Au-delà de l’organisation sociale hiérarchisée en hirimu ou classes d’âge(les wanamdji, ceux qui n’ont pas fait le grand mariage, et les wandru wadzima, ceux qui l’ont fait), une autre spécificité caractérise la Grande Comore : le manyahuli
Le manyahuli est un système de transmission des biens par voie matrilinéaire et qui remonterait de la première organisation sociale des Maferembwe(ils sont originaires du continent africain, et plus particulièrement la cote est-africaine).
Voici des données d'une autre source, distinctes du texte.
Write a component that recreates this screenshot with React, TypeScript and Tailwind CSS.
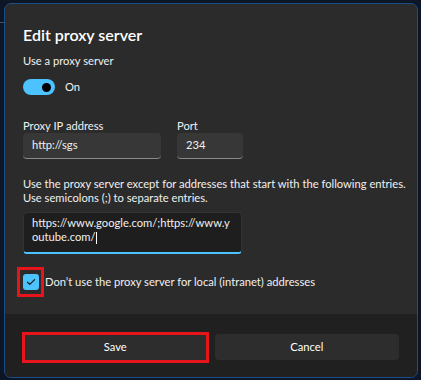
import React from "react";

export default function App() {
  const font = { fontFamily: 'Lato, "Noto Sans", sans-serif' };
  return (
    <div
      className="w-[421px] h-[380px] bg-[#0c1627] pt-[3px] pl-[4px] pr-[3px] pb-[2px] text-white relative overflow-hidden"
      style={font}
    >
      <div className="absolute left-0 top-[22px] w-[4px] h-[1px] bg-[#4a4f58]" />
      <div className="w-full h-full rounded-[7px] border border-[#1d4d85] bg-[#2b2b2b] flex flex-col overflow-hidden">
        <div className="flex-1 flex flex-col pl-[18px] pr-[18px]">
          <div className="mt-[20px] text-[16px] font-semibold leading-[22px] text-white">Edit proxy server</div>
          <div className="mt-[8px] text-[11.2px] leading-[14px] text-[#f0f0f0]">Use a proxy server</div>
          <div className="mt-[11px] flex items-center gap-[10px]">
            <div className="w-[32px] h-[16px] rounded-full bg-[#4cc2ff] flex items-center justify-end pr-[4px]">
              <div className="w-[9px] h-[9px] rounded-full bg-black" />
            </div>
            <span className="text-[11.2px] leading-[14px] text-[#f0f0f0]">On</span>
          </div>
          <div className="mt-[24px] flex gap-[16px]">
            <div className="flex flex-col">
              <div className="text-[11.2px] leading-[14px] text-[#f0f0f0]">Proxy IP address</div>
              <div className="w-[138px] h-[26px] rounded-[4px] bg-[#373737] border-b border-[#8a8a8a] flex items-center pl-[9px] text-[11.2px] text-[#f0f0f0]">
                http://sgs
              </div>
            </div>
            <div className="flex flex-col">
              <div className="text-[11.2px] leading-[14px] text-[#f0f0f0]">Port</div>
              <div className="w-[66px] h-[26px] rounded-[4px] bg-[#373737] border-b border-[#8a8a8a] flex items-center pl-[9px] text-[11.2px] text-[#f0f0f0]">
                234
              </div>
            </div>
          </div>
          <div className="mt-[18px] text-[11.2px] leading-[14px] text-[#f0f0f0] whitespace-nowrap">
            Use the proxy server except for addresses that start with the following entries.
            <br />
            Use semicolons (;) to separate entries.
          </div>
          <div className="mt-[7px] w-[219px] h-[42px] rounded-[4px] bg-[#1e1e1e] border border-[#333] border-b-2 border-b-[#4cc2ff] pl-[8px] pt-[3px] text-[11.2px] leading-[14px] text-[#f0f0f0] whitespace-nowrap">
            https://www.google.com/;https://www.y
            <br />
            outube.com/<span className="inline-block w-[1px] h-[12px] bg-white align-middle ml-[1px]" />
          </div>
          <div className="mt-[13px] flex items-center -ml-[6px]">
            <div className="w-[27px] h-[30px] border-[3px] border-[#e8141c] flex items-center justify-center">
              <div className="w-[16px] h-[16px] rounded-[3px] bg-[#4cc2ff] flex items-center justify-center">
                <svg width="10" height="8" viewBox="0 0 10 8" fill="none">
                  <path d="M1.5 4.2 L3.8 6.4 L8.6 1.6" stroke="#1a1a1a" strokeWidth="1.2" strokeLinecap="round" strokeLinejoin="round" />
                </svg>
              </div>
            </div>
            <span className="ml-[1px] text-[11.2px] leading-[14px] text-[#f0f0f0]">
              Don’t use the proxy server for local (intranet) addresses
            </span>
          </div>
        </div>
        <div className="h-[63px] bg-[#202020] flex items-start gap-[6px] pl-[17px] pr-[18px] pt-[18px]">
          <div className="w-[187px] h-[31px] border-[3px] border-[#e8141c] flex">
            <div className="flex-1 bg-[#2d2d2d] flex items-center justify-center text-[11.2px] text-white">Save</div>
          </div>
          <div className="mt-[2px] w-[185px] h-[26px] rounded-[4px] bg-[#2d2d2d] flex items-center justify-center text-[11.2px] text-white">
            Cancel
          </div>
        </div>
      </div>
    </div>
  );
}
De nombreux chercheurs (Damir Ben Ali, Françoise Le Gurnnec-Coppens, Sophie Blanchy, Mouhssini Hassani-El-Barwane, Mahamoudou Said, etc.) insistent sur la notion d’un système foncier immobilisé qui est souvent appelé par les Grands Comoriens daho ou maison. Cette maison, qui est définie comme djando lahe arhami( la fondation de la famille), est indivisible, invendable et inaliénable.
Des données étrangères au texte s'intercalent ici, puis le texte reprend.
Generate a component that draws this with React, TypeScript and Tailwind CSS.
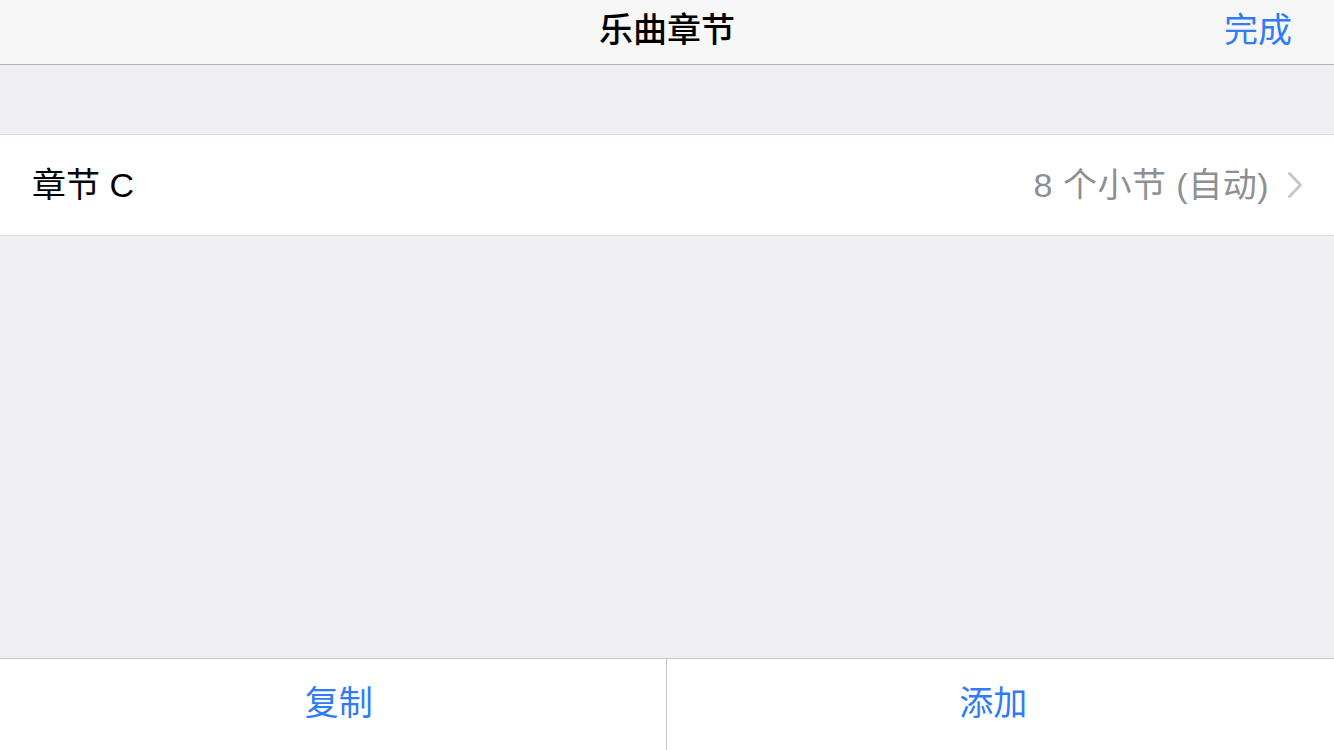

Et ce sont les femmes, le mba ntche(le ventre maternel), qui ont la charge exclusive de cette maison, surtout l’ainée de la famille(jouissance d’un droit d’aînesse). Mais l’ainée n’a aucun droit de plus que ses cadettes. Elle exerce seulement une autorité morale pour conserver le bien familial.

La maison ou la terre manyahuli peut être vendue mais en cas de force majeure. Sur ce point, Mahamoudou Said est explicite : « C’est le cas lorsque le fruit de la vente est destiné au prestige familial (Ainoudine Antoy, 1997) : réalisation du pèlerinage à la Mecque, réalisation du grand mariage, établissement d’un membre de la famille en France, etc.»(Mahamoudou Said, Foncier société aux Comores, p.160) Souvent, c’est le mdjomba ho husheni ou oncle maternel qui suscite cette vente s’il n’a pas les moyens financiers lui permettant de réaliser son grand mariage : «Moi, je n’avais rien, ma famille était obligée de ventre une maison manyahuli pour que je puisse devenir notable. Ils l’ont fait car je représente toute leur famille» (entretien, notable, 2010).
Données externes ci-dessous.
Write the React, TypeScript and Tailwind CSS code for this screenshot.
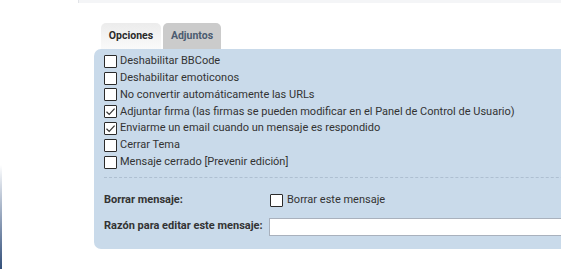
import React from "react";

const OPTIONS = [
  { label: "Deshabilitar BBCode", checked: false },
  { label: "Deshabilitar emoticonos", checked: false },
  { label: "No convertir automáticamente las URLs", checked: false },
  { label: "Adjuntar firma (las firmas se pueden modificar en el Panel de Control de Usuario)", checked: true },
  { label: "Enviarme un email cuando un mensaje es respondido", checked: true },
  { label: "Cerrar Tema", checked: false },
  { label: "Mensaje cerrado [Prevenir edición]", checked: false },
];

function Box({ checked }: { checked?: boolean }) {
  return (
    <span className="w-[13px] h-[13px] shrink-0 bg-white border border-[#2b2b2b] rounded-[1px] flex items-center justify-center">
      {checked && (
        <svg width="11" height="11" viewBox="0 0 11 11">
          <path d="M1.5 5.8 L4.2 8.4 L9.6 2.6" fill="none" stroke="#333" strokeWidth="1.2" />
        </svg>
      )}
    </span>
  );
}

export default function App() {
  return (
    <div className="relative w-[561px] h-[269px] overflow-hidden bg-white font-['Roboto','Liberation_Sans',sans-serif] text-[#333]">
      {/* restos del bloque superior */}
      <div className="ml-[78px] h-[3px] bg-[#f4f5f7] border-l border-[#e2e4e8]" />
      {/* borde izquierdo */}
      <div className="absolute left-0 top-[165px] w-[2px] h-[104px] bg-gradient-to-b from-white to-[#34507a]" />

      <div className="ml-[94px] mt-[20px] w-[520px]">
        <div className="flex gap-[2px] pl-[7px] h-[26px]">
          <div className="w-[60px] rounded-t-[5px] bg-gradient-to-b from-[#ececec] to-[#fafafa] flex items-center justify-center text-[10.5px] font-bold text-[#2a2a2a]">
            Opciones
          </div>
          <div className="w-[58px] rounded-t-[5px] bg-[#cbcbcb] flex items-center justify-center text-[10.5px] font-bold text-[#4b5b70]">
            Adjuntos
          </div>
        </div>

        <div className="bg-[#c9daea] rounded-[7px] h-[200px] pt-[4px] pl-[10px]">
          <div className="flex flex-col">
            {OPTIONS.map((o, i) => (
              <label key={i} className="flex items-center gap-[3px] h-[16.8px] text-[11px] whitespace-nowrap">
                <Box checked={o.checked} />
                <span>{o.label}</span>
              </label>
            ))}
          </div>

          <div className="mt-[6px] border-t border-dashed border-[#aebfd1]" />

          <div className="flex items-center h-[22px] mt-[12px] text-[11px]">
            <span className="w-[166px] font-bold">Borrar mensaje:</span>
            <Box />
            <span className="ml-[4px]">Borrar este mensaje</span>
          </div>
          <div className="flex items-center h-[22px] mt-[4px] text-[11px]">
            <span className="w-[165px] font-bold">Razón para editar este mensaje:</span>
            <div className="flex-1 h-[18px] bg-white border border-[#a9b1bd]" />
          </div>
        </div>
      </div>
    </div>
  );
}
En ce qui concerne le paradoxe entre ce système et le droit successoral islamique, c’est Françoise Le Guennec-Coppens qui évoque « un système de transmission peu orthodoxe en pays musulman » (Gast, Hériter en pays musulman, habus, lait vivant, manyahuli, Paris, Eds. Du CNRS, pp.257-268). Ce système « peu orthodoxe » est aussi expliqué par S. Blanchy : «Dans ce domaine, deux univers s’affrontent le mila na ntsi, ensemble des coutumes traditionnelles, et le dini, la religion, c’est-à-dire l’islam. Au vu des chroniques judiciaires, on peut dire qu’il y a constamment entre les deux systèmes successoraux, et des plaintes des deux sortes d’héritiers, les héritiers coraniques et les membres de l’hinya »(S. Blanchy, Journal des Africanistes, p. 24, 1992).

Ibrahim Barwane
Ibrahim Barwane
Enfin, pour conclure, la définition de Damir Ben Ali nous parait fort intéressante pour comprendre la complexité de ce paradoxe : «Le droit coutumier est le résultat de l’interpénétration des règles coutumières bantoues et d’un Islam sunnite très orthodoxe, qui ne reconnait aucune autorité de type cléricale en dehors des activités cultuelles» (conférence du 6 novembre 2014).